January 07, 2008
|Today's Joke||Humor & Fun|
The whole damn state of Iowa is littered with the detritus of winners. Iowa is winner-tastic.
Obviously, Barack Obama and Mike Huckabee are winners because... well, they won. And that’s what winners do: they win.
But you’d also have to say that John Edwards and Mitt Romney are winners too, because even though they came in second, they called themselves winners, and as big time national politicos — you got to assume they know what they’re talking about.
Hillary Clinton is apparently a winner, because in her speech, after coming in third, she never gave the slightest impression she hadn’t won, so maybe she knows something the rest of us don’t, which is another characteristic trait of winners.
Fred Thompson won because he came in third after canvassing the state with the energy of a three-legged tortoise on reds.
John McCain won because he spent no time in Iowa at all and still came in fourth.
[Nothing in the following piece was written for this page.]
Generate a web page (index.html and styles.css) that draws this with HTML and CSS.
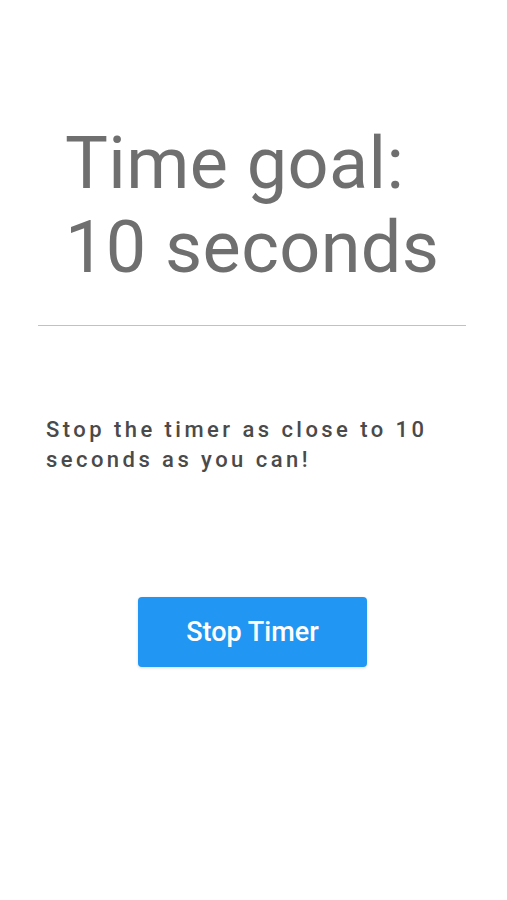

Which, in some books, makes him a double winner.
Ron Paul is a big winner coming in a strong fifth, if there is such a thing, when most experts didn’t even expect him to be able to find Iowa on a map.
Rudy Giuliani, the Mayor of 9/11, won, because he spent no money in Iowa, which can now be used to frighten people in states with more foreigners.
Bill Richardson wasn’t really try to win anyhow, and he didn’t, so he’s a winner.
Joe Biden and Christopher Dodd may be the biggest winners because they don’t have to do this anymore.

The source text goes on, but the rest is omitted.